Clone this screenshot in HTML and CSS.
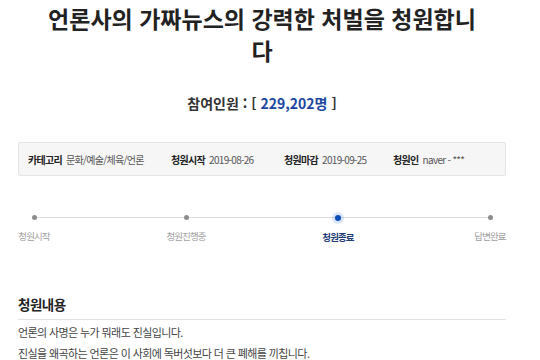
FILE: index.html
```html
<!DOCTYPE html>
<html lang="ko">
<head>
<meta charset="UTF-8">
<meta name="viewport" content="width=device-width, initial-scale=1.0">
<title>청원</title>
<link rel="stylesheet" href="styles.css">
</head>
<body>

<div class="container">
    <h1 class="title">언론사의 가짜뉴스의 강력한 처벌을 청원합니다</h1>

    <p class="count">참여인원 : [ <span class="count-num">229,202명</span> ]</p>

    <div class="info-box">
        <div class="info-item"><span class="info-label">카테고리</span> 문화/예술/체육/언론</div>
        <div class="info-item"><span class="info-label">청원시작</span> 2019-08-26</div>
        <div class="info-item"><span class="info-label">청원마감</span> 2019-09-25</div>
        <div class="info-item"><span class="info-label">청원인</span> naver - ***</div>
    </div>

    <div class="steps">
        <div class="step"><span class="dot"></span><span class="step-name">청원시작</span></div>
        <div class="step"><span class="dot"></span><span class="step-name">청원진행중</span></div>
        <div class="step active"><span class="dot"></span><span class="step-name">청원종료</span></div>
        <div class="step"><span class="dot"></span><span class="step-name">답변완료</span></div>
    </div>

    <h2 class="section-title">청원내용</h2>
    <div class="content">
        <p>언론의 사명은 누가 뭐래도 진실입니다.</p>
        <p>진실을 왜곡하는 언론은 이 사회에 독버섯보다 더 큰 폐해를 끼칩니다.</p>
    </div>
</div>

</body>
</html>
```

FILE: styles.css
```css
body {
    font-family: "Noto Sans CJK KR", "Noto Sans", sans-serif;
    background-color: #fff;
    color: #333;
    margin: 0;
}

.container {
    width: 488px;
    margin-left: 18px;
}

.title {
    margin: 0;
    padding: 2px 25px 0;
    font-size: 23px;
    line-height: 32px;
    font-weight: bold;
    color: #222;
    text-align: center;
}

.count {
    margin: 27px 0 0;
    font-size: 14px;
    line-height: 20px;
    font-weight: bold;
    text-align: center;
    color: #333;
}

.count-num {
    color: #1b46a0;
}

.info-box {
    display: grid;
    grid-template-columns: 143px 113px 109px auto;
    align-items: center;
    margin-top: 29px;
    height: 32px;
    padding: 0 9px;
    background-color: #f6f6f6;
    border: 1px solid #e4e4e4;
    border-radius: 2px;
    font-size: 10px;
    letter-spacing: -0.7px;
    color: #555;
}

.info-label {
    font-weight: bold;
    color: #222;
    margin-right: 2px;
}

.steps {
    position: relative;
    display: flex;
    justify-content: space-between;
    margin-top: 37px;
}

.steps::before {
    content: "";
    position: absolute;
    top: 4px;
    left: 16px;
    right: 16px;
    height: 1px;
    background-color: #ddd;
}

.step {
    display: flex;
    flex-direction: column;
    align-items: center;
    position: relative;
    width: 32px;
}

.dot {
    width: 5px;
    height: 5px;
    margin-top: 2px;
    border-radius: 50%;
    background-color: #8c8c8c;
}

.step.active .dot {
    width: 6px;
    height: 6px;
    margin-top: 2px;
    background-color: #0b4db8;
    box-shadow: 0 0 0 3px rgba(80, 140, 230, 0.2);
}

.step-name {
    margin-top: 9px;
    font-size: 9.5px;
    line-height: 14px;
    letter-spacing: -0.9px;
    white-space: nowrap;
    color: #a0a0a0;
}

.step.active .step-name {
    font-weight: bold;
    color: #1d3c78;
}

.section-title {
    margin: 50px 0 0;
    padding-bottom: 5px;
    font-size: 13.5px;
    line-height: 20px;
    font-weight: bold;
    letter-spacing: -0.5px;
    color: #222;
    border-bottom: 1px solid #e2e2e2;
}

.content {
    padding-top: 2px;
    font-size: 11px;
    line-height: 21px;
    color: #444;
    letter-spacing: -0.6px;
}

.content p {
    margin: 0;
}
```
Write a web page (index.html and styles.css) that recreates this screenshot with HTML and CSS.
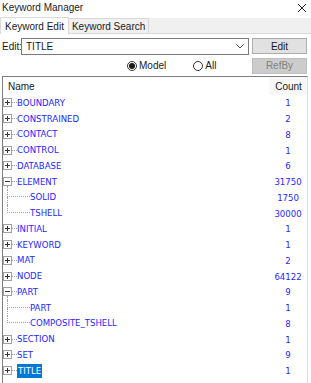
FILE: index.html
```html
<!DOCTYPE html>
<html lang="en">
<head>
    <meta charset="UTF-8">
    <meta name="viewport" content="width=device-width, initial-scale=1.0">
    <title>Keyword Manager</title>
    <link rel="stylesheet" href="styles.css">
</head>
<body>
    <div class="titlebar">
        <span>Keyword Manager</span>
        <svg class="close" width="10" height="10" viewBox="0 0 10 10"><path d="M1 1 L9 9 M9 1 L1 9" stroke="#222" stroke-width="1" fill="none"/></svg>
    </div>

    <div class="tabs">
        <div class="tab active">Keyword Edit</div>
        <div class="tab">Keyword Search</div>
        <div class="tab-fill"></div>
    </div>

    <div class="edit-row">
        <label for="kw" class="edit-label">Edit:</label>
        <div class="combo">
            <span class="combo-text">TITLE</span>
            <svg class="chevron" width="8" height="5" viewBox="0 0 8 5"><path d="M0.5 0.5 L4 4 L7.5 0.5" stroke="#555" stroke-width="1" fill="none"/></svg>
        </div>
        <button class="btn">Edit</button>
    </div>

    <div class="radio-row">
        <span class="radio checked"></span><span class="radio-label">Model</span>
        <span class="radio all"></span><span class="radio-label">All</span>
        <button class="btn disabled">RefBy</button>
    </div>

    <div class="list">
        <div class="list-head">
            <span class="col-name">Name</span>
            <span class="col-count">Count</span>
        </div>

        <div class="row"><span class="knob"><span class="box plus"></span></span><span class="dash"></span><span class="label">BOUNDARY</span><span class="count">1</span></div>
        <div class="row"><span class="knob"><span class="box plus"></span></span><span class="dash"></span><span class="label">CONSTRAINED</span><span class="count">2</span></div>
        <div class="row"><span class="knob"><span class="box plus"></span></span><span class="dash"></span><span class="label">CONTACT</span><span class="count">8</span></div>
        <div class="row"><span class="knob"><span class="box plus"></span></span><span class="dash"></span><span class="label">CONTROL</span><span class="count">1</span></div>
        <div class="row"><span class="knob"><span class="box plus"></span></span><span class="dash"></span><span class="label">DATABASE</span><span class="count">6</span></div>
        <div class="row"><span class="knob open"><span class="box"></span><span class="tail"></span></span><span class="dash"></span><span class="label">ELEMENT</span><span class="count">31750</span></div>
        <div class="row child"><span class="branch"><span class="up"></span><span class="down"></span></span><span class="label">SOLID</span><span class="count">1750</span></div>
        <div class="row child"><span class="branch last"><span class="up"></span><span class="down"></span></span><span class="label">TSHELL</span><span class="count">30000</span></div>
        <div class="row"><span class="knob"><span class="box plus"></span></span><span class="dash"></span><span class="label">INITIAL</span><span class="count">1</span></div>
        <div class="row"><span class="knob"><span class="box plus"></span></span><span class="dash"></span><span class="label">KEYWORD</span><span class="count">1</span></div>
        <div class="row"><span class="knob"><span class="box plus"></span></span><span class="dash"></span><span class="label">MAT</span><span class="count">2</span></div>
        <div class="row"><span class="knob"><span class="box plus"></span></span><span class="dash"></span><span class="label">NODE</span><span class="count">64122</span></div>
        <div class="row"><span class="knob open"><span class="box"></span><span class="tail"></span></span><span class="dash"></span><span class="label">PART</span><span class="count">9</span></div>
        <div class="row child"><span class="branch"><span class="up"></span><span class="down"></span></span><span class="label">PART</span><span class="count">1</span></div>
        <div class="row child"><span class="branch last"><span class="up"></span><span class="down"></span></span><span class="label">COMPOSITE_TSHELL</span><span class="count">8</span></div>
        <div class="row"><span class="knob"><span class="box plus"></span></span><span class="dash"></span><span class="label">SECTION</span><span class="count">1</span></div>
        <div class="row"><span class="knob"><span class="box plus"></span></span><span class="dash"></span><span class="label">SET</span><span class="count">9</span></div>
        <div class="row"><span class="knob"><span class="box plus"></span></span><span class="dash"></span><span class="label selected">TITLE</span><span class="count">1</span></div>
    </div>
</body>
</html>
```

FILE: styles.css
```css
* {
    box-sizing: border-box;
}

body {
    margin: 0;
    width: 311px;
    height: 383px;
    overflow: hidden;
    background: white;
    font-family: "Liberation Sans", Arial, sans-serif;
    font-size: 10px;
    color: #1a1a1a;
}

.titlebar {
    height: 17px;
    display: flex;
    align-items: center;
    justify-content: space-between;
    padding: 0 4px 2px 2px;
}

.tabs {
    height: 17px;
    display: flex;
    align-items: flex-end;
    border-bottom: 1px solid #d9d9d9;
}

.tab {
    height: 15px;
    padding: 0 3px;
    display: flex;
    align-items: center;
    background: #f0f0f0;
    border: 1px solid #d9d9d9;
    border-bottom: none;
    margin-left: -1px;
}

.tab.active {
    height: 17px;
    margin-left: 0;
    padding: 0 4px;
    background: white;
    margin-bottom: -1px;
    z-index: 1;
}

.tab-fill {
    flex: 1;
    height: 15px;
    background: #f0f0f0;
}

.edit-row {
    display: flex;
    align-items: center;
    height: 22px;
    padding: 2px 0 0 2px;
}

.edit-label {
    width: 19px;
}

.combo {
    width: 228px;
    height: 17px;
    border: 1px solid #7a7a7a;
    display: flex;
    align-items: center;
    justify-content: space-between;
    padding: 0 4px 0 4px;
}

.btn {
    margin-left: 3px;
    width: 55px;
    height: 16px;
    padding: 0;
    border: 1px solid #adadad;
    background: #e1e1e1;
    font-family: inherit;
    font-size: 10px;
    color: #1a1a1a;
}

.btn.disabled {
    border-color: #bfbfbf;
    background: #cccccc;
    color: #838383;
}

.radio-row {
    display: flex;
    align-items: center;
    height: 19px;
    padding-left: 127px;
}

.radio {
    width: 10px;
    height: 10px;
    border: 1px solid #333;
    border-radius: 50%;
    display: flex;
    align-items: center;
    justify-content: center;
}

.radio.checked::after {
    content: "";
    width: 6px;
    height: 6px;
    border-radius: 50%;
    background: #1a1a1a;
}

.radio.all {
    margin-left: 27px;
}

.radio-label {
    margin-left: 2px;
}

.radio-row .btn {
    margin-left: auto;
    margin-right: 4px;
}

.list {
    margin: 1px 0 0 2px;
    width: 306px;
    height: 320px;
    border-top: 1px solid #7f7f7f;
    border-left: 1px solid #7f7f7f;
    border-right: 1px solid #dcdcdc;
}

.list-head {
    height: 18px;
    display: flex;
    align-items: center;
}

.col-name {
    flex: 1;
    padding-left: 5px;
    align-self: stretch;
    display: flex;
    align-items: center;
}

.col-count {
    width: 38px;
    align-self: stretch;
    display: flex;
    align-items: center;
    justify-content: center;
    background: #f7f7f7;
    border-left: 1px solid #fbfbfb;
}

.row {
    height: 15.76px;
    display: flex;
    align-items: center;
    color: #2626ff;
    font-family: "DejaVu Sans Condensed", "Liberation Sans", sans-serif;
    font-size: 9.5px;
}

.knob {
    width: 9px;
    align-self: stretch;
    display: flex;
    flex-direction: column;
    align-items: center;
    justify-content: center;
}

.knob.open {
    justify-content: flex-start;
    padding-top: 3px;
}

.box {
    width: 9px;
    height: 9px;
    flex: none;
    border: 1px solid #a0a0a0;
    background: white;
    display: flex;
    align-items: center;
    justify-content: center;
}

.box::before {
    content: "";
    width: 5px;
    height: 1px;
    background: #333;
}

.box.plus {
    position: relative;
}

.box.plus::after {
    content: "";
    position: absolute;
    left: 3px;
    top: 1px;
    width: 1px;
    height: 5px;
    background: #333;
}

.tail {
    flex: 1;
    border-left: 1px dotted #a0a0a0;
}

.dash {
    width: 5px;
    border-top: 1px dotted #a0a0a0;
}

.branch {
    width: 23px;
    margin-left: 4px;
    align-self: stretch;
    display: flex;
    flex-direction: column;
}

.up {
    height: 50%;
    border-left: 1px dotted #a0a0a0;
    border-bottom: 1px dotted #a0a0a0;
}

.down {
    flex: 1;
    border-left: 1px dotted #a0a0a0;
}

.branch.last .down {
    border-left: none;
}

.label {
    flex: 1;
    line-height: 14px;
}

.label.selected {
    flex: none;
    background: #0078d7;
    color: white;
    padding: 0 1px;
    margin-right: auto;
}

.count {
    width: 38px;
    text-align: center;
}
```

● ● ●

▸ Exercise prompt
Lines containing the word "screenshot" must all be returned from the material above.

▸ Response to this task
Clone this screenshot in HTML and CSS.
Write a web page (index.html and styles.css) that recreates this screenshot with HTML and CSS.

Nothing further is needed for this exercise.